### Dataset content ###
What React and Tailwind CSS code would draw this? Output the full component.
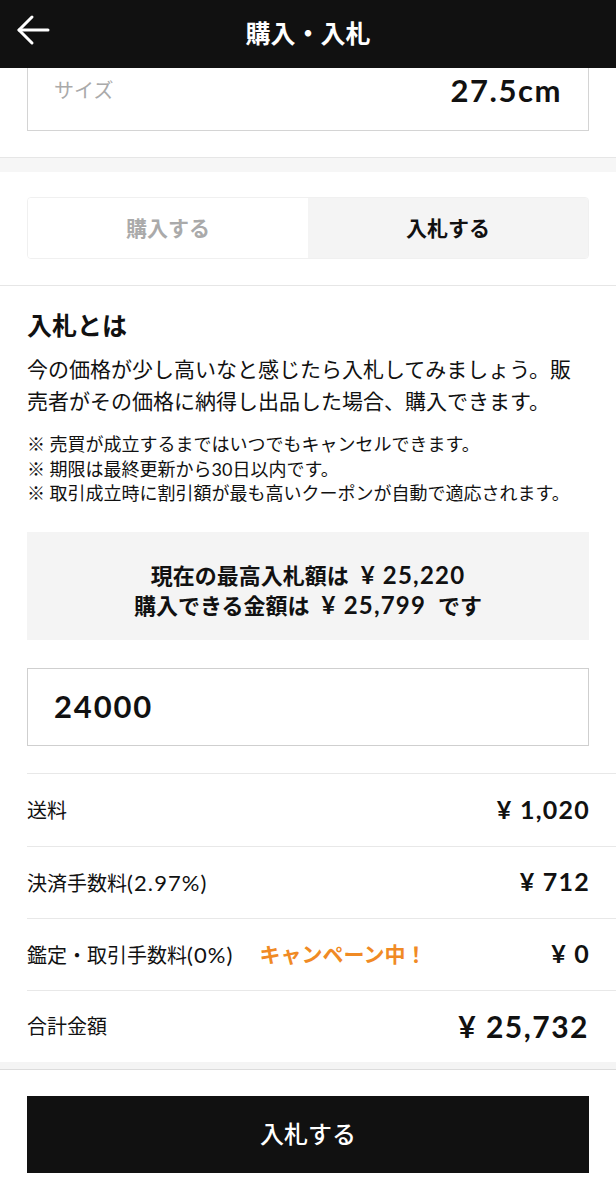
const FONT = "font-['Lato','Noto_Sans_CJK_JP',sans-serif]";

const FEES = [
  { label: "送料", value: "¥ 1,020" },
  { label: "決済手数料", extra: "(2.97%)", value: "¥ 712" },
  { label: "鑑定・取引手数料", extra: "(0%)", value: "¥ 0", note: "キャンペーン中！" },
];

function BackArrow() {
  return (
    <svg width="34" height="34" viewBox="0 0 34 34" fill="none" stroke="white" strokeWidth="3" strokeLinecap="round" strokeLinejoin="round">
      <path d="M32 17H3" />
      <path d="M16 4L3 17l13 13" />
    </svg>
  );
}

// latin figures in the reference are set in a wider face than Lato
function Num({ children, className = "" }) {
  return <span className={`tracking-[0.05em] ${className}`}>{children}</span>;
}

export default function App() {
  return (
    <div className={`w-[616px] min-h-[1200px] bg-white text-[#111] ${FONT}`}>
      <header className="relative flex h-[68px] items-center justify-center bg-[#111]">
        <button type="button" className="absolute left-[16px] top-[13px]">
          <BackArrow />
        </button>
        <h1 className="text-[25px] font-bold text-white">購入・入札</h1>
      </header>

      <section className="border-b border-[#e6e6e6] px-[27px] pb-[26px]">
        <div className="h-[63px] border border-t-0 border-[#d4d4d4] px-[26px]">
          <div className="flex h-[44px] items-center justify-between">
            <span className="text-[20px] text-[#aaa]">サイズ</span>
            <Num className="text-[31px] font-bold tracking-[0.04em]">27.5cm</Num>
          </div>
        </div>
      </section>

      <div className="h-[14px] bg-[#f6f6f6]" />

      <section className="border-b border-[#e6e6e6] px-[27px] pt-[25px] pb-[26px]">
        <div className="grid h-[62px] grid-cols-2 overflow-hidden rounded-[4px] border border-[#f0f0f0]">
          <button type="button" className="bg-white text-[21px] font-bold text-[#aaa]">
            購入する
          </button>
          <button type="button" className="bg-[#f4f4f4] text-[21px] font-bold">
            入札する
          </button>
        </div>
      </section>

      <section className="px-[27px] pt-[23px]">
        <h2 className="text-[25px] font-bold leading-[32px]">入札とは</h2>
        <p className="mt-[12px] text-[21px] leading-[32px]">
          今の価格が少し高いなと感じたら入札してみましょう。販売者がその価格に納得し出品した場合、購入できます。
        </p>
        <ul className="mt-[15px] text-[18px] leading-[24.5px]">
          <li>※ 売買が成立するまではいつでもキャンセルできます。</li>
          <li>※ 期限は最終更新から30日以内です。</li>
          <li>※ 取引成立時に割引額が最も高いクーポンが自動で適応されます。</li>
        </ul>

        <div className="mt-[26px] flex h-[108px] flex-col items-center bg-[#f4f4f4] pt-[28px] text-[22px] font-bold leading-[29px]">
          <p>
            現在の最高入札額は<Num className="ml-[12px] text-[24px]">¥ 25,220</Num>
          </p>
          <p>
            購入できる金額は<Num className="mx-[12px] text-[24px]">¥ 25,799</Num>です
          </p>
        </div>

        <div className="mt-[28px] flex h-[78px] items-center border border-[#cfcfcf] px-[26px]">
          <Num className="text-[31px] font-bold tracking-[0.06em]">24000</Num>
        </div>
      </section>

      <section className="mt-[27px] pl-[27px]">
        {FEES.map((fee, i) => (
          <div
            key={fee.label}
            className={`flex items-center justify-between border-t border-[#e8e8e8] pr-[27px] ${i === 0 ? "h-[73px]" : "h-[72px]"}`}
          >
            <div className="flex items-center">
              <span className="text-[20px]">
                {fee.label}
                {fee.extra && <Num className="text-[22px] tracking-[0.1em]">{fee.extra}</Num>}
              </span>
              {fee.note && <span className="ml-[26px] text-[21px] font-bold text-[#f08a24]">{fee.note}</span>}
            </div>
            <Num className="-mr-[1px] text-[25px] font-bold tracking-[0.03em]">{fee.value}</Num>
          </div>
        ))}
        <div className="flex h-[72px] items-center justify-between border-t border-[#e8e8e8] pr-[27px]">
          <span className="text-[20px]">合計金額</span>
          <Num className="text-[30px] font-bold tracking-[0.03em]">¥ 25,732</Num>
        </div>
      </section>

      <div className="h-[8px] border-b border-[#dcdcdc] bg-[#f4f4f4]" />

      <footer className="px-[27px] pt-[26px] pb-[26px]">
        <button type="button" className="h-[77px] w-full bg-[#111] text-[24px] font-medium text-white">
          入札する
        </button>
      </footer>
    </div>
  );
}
###
> [Aim]: Omit the pictures and output all of the other material exactly.

> [Written answer]:
What React and Tailwind CSS code would draw this? Output the full component.
const FONT = "font-['Lato','Noto_Sans_CJK_JP',sans-serif]";

const FEES = [
  { label: "送料", value: "¥ 1,020" },
  { label: "決済手数料", extra: "(2.97%)", value: "¥ 712" },
  { label: "鑑定・取引手数料", extra: "(0%)", value: "¥ 0", note: "キャンペーン中！" },
];

function BackArrow() {
  return (
    <svg width="34" height="34" viewBox="0 0 34 34" fill="none" stroke="white" strokeWidth="3" strokeLinecap="round" strokeLinejoin="round">
      <path d="M32 17H3" />
      <path d="M16 4L3 17l13 13" />
    </svg>
  );
}

// latin figures in the reference are set in a wider face than Lato
function Num({ children, className = "" }) {
  return <span className={`tracking-[0.05em] ${className}`}>{children}</span>;
}

export default function App() {
  return (
    <div className={`w-[616px] min-h-[1200px] bg-white text-[#111] ${FONT}`}>
      <header className="relative flex h-[68px] items-center justify-center bg-[#111]">
        <button type="button" className="absolute left-[16px] top-[13px]">
          <BackArrow />
        </button>
        <h1 className="text-[25px] font-bold text-white">購入・入札</h1>
      </header>

      <section className="border-b border-[#e6e6e6] px-[27px] pb-[26px]">
        <div className="h-[63px] border border-t-0 border-[#d4d4d4] px-[26px]">
          <div className="flex h-[44px] items-center justify-between">
            <span className="text-[20px] text-[#aaa]">サイズ</span>
            <Num className="text-[31px] font-bold tracking-[0.04em]">27.5cm</Num>
          </div>
        </div>
      </section>

      <div className="h-[14px] bg-[#f6f6f6]" />

      <section className="border-b border-[#e6e6e6] px-[27px] pt-[25px] pb-[26px]">
        <div className="grid h-[62px] grid-cols-2 overflow-hidden rounded-[4px] border border-[#f0f0f0]">
          <button type="button" className="bg-white text-[21px] font-bold text-[#aaa]">
            購入する
          </button>
          <button type="button" className="bg-[#f4f4f4] text-[21px] font-bold">
            入札する
          </button>
        </div>
      </section>

      <section className="px-[27px] pt-[23px]">
        <h2 className="text-[25px] font-bold leading-[32px]">入札とは</h2>
        <p className="mt-[12px] text-[21px] leading-[32px]">
          今の価格が少し高いなと感じたら入札してみましょう。販売者がその価格に納得し出品した場合、購入できます。
        </p>
        <ul className="mt-[15px] text-[18px] leading-[24.5px]">
          <li>※ 売買が成立するまではいつでもキャンセルできます。</li>
          <li>※ 期限は最終更新から30日以内です。</li>
          <li>※ 取引成立時に割引額が最も高いクーポンが自動で適応されます。</li>
        </ul>

        <div className="mt-[26px] flex h-[108px] flex-col items-center bg-[#f4f4f4] pt-[28px] text-[22px] font-bold leading-[29px]">
          <p>
            現在の最高入札額は<Num className="ml-[12px] text-[24px]">¥ 25,220</Num>
          </p>
          <p>
            購入できる金額は<Num className="mx-[12px] text-[24px]">¥ 25,799</Num>です
          </p>
        </div>

        <div className="mt-[28px] flex h-[78px] items-center border border-[#cfcfcf] px-[26px]">
          <Num className="text-[31px] font-bold tracking-[0.06em]">24000</Num>
        </div>
      </section>

      <section className="mt-[27px] pl-[27px]">
        {FEES.map((fee, i) => (
          <div
            key={fee.label}
            className={`flex items-center justify-between border-t border-[#e8e8e8] pr-[27px] ${i === 0 ? "h-[73px]" : "h-[72px]"}`}
          >
            <div className="flex items-center">
              <span className="text-[20px]">
                {fee.label}
                {fee.extra && <Num className="text-[22px] tracking-[0.1em]">{fee.extra}</Num>}
              </span>
              {fee.note && <span className="ml-[26px] text-[21px] font-bold text-[#f08a24]">{fee.note}</span>}
            </div>
            <Num className="-mr-[1px] text-[25px] font-bold tracking-[0.03em]">{fee.value}</Num>
          </div>
        ))}
        <div className="flex h-[72px] items-center justify-between border-t border-[#e8e8e8] pr-[27px]">
          <span className="text-[20px]">合計金額</span>
          <Num className="text-[30px] font-bold tracking-[0.03em]">¥ 25,732</Num>
        </div>
      </section>

      <div className="h-[8px] border-b border-[#dcdcdc] bg-[#f4f4f4]" />

      <footer className="px-[27px] pt-[26px] pb-[26px]">
        <button type="button" className="h-[77px] w-full bg-[#111] text-[24px] font-medium text-white">
          入札する
        </button>
      </footer>
    </div>
  );
}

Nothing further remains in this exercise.